If you are planning a custom build, this matters because your builder, architect, engineer, and consultants should be working from the currently adopted standards, not assumptions from an older permit cycle.
Budget for More Than Construction Costs
When buyers think about budget, they often focus on land cost and the builder contract. In Argyle, you also need to account for permits, review fees, access-related costs, utility setup, and impact fees where applicable.
Based on the town’s permit fee schedule, common published fees include:
- Residential building permit: $0.86 per square foot
- New single-family plan review fee: $100
- Grading/drainage permit: $200
- Floodplain development permit: $150
- Driveway permit: $200
Argyle’s impact fee update also lists a roadway impact fee of $5,091.84 per single-family dwelling unit and a wastewater impact fee of $2,452 for a 3/4-inch-or-smaller meter size. Water impact fees are handled separately by Argyle Water Supply Corporation.
For acreage homes, there may also be site-specific expenses tied to grading, drainage solutions, utility trenching, septic design, and tree-related compliance. That is one reason lot analysis should happen before finalizing your full build budget.
Why Sequencing Matters in Argyle
A custom build on acreage can feel complex because several entities may be involved at once. In Argyle, the process often intersects with town planning, county review, water service requirements, septic approvals, and engineering documentation.
Argyle notes that its Development Review Committee includes the town engineer, public works, police, a construction inspector, a representative from Argyle Water Supply Corporation, and Denton County Emergency Services District #1. That structure reinforces an important point: these projects are reviewed as integrated site developments, not just house plans on paper.
A practical sequence usually looks like this:
- Confirm whether the parcel is in town limits or the ETJ
- Verify zoning and buildability
- Confirm plat status or platting requirements
- Review water, wastewater, or septic options
- Check access, driveway, and culvert requirements
- Coordinate builder, surveyor, engineer, and any septic professionals
- Submit a complete permit package
That kind of sequencing helps reduce costly surprises and gives you a stronger foundation for timeline planning.
A Smarter Way to Approach Acreage in Argyle
Building a custom home on acreage in Argyle can be incredibly rewarding, but the best outcomes usually start with disciplined due diligence. The land itself can shape everything from house placement to utility cost to permitting complexity.
If you are considering an acreage purchase or evaluating a homesite for a future build, working with an experienced local advisor can help you ask the right questions before you commit. For tailored guidance on acreage, custom homes, and high-value property decisions in North Texas, connect with Pantuso Properties.
FAQs
Can you build a custom home on unplatted acreage in Argyle?
- No. Argyle states that a building permit cannot be issued unless the property is platted or is a legal lot of record.
Who provides water service for new construction in Argyle?
- Water service is provided by Argyle Water Supply Corporation, not the Town of Argyle.
What happens if an Argyle acreage lot does not have sewer access?
- If town sewer is not available, a septic permit is required, and Denton County permitting may apply for properties in unincorporated areas.
Does location inside Argyle town limits versus the ETJ matter for acreage builds?
- Yes.

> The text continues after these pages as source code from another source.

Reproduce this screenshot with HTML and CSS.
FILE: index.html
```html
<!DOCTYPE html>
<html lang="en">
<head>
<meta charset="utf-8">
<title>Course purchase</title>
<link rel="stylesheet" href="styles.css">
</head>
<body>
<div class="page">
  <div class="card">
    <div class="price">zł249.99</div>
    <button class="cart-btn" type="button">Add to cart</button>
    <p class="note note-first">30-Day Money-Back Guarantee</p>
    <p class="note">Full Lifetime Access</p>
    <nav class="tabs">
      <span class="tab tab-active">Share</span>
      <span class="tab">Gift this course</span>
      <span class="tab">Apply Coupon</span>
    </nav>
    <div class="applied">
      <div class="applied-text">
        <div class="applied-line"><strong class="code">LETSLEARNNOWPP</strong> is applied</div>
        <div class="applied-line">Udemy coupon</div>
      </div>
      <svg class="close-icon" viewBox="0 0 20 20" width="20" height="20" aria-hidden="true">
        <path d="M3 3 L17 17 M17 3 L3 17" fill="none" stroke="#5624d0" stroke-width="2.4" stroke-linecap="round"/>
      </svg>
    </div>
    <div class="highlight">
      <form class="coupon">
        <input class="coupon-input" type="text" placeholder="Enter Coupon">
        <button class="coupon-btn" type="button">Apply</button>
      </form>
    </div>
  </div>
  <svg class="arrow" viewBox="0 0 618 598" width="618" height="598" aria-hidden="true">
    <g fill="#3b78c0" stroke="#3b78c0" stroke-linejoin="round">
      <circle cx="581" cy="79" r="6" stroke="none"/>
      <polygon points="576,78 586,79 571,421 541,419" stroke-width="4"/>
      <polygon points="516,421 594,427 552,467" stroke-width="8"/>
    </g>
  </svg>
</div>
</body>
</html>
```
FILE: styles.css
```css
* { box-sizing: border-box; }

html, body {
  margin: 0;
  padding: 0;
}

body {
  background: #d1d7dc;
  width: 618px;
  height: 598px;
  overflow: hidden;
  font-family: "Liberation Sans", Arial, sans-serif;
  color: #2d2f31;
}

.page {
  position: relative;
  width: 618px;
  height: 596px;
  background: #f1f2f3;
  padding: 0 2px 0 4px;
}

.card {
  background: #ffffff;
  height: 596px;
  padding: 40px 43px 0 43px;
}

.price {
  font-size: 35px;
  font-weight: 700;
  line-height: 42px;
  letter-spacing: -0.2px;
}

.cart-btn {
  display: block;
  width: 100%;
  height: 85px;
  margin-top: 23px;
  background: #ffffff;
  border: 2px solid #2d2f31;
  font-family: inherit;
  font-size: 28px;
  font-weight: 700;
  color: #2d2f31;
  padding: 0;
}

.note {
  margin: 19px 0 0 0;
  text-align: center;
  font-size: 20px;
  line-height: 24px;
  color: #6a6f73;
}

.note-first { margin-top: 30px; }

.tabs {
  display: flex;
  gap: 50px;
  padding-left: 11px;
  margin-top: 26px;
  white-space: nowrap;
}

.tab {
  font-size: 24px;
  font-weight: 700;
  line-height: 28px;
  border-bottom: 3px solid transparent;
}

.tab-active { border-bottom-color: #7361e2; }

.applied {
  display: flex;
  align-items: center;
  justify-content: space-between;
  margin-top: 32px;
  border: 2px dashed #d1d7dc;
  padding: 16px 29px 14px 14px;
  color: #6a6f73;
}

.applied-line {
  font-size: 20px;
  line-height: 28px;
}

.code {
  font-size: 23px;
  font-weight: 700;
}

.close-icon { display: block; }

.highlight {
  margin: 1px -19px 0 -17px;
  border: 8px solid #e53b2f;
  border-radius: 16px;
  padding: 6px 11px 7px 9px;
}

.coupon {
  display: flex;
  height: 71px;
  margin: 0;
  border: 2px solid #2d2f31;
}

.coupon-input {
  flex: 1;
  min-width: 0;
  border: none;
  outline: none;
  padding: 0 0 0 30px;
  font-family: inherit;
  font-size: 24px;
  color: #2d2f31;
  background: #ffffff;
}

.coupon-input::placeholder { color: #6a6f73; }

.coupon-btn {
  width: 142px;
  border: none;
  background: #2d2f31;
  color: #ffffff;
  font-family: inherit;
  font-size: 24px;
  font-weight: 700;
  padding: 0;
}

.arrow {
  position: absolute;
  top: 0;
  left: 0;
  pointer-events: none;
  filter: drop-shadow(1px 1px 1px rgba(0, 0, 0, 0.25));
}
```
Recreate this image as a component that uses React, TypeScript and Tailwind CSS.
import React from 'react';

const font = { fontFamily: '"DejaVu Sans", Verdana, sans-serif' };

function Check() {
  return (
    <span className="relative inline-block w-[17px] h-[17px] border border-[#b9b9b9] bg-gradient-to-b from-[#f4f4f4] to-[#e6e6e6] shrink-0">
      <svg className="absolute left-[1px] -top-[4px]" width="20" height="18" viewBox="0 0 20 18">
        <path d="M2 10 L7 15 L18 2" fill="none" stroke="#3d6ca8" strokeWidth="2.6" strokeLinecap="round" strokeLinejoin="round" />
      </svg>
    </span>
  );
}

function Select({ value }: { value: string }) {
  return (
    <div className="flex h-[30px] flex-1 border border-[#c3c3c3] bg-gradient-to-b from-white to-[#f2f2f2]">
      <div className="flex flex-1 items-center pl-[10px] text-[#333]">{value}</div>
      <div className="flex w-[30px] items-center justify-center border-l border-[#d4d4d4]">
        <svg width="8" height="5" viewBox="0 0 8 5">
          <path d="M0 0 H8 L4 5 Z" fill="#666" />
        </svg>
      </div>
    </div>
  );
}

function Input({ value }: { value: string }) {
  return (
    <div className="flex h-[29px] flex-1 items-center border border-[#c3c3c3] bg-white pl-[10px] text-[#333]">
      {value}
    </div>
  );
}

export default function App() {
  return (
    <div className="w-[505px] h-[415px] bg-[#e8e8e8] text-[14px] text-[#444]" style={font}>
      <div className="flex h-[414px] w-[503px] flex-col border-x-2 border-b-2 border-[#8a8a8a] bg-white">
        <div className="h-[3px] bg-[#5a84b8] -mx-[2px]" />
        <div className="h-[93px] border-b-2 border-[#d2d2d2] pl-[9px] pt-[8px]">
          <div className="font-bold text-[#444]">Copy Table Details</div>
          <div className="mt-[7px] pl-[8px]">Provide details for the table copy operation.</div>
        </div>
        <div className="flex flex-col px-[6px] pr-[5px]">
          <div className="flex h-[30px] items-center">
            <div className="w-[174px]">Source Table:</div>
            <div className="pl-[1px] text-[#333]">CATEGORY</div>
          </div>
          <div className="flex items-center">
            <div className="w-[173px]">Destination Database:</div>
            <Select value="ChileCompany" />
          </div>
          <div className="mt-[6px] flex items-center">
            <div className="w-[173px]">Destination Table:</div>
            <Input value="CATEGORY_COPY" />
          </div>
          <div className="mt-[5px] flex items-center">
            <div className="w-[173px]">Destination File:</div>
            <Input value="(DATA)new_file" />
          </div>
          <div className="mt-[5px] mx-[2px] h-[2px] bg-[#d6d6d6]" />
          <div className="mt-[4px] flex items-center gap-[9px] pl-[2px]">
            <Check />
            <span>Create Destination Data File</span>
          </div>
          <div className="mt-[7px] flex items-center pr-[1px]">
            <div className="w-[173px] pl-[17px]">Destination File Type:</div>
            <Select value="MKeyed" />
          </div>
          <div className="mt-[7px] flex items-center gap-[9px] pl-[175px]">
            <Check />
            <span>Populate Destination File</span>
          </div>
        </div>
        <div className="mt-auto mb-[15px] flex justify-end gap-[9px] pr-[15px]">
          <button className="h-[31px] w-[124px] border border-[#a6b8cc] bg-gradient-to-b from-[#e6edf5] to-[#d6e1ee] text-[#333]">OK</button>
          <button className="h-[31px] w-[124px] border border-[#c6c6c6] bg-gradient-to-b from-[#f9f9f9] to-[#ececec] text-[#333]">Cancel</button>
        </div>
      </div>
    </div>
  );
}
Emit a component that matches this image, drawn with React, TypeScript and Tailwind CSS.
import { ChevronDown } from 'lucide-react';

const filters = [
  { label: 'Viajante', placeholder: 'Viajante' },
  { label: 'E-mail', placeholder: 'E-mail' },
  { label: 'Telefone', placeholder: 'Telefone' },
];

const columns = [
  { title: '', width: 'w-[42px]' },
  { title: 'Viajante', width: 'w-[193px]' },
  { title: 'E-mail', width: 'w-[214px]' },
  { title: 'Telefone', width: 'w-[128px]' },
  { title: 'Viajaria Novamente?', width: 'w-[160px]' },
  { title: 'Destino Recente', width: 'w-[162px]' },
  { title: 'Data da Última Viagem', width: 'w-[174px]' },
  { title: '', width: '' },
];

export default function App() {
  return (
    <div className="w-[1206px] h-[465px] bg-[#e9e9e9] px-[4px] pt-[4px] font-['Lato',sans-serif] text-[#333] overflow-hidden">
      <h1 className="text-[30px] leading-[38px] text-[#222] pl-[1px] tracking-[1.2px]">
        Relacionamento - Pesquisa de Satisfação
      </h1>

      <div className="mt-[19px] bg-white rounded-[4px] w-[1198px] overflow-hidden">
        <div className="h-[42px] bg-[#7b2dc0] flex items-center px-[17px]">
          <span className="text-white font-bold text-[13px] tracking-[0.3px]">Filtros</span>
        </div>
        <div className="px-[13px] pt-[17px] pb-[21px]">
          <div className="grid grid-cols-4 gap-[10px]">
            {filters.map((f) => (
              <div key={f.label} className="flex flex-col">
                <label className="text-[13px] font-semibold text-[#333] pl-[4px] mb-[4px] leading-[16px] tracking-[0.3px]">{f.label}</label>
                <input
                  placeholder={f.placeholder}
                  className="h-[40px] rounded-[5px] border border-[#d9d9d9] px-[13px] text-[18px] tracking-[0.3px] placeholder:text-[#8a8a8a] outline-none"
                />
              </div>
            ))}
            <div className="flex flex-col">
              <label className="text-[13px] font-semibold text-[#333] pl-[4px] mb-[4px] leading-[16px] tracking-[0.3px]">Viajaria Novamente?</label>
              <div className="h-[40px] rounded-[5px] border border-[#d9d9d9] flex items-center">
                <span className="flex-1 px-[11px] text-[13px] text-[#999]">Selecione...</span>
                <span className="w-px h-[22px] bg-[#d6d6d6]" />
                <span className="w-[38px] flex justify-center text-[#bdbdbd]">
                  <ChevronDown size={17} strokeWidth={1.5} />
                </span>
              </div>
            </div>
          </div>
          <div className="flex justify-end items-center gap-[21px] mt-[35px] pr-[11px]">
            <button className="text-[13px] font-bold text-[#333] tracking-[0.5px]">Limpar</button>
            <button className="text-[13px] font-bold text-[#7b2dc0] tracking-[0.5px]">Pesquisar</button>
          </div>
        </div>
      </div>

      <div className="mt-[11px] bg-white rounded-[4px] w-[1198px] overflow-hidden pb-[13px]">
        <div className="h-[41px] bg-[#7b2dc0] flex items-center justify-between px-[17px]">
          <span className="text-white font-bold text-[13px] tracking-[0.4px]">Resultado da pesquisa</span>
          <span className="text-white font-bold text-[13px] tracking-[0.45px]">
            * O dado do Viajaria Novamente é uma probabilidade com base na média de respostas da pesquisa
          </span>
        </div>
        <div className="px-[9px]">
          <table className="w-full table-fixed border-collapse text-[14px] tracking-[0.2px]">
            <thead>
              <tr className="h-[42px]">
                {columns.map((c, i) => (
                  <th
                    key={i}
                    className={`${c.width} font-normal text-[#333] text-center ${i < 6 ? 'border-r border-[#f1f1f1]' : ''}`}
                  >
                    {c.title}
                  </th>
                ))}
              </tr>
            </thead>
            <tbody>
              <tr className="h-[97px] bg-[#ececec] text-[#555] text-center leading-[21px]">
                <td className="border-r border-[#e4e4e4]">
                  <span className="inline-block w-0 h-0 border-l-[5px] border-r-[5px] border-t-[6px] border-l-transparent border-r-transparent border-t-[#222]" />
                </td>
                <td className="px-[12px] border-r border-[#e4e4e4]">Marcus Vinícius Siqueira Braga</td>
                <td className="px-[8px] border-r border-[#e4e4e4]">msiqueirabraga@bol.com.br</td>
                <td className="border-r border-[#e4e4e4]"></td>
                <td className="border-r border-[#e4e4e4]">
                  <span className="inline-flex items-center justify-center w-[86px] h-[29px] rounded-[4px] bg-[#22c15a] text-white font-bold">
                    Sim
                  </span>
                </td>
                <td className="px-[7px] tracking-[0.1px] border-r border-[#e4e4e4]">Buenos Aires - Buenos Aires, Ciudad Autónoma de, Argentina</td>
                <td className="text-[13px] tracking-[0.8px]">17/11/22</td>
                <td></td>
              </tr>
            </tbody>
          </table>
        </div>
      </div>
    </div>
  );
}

Jurisdiction can affect zoning, platting, permitting, and review requirements, so it should be confirmed early.
What permits are commonly needed for an acreage home in Argyle?
- Depending on the property, you may need building, grading, driveway, septic, floodplain, and right-of-way related approvals.
How long does the new home permit review take in Argyle?
- Argyle asks applicants to allow at least 10 working days for review, and incomplete applications are not forwarded for review.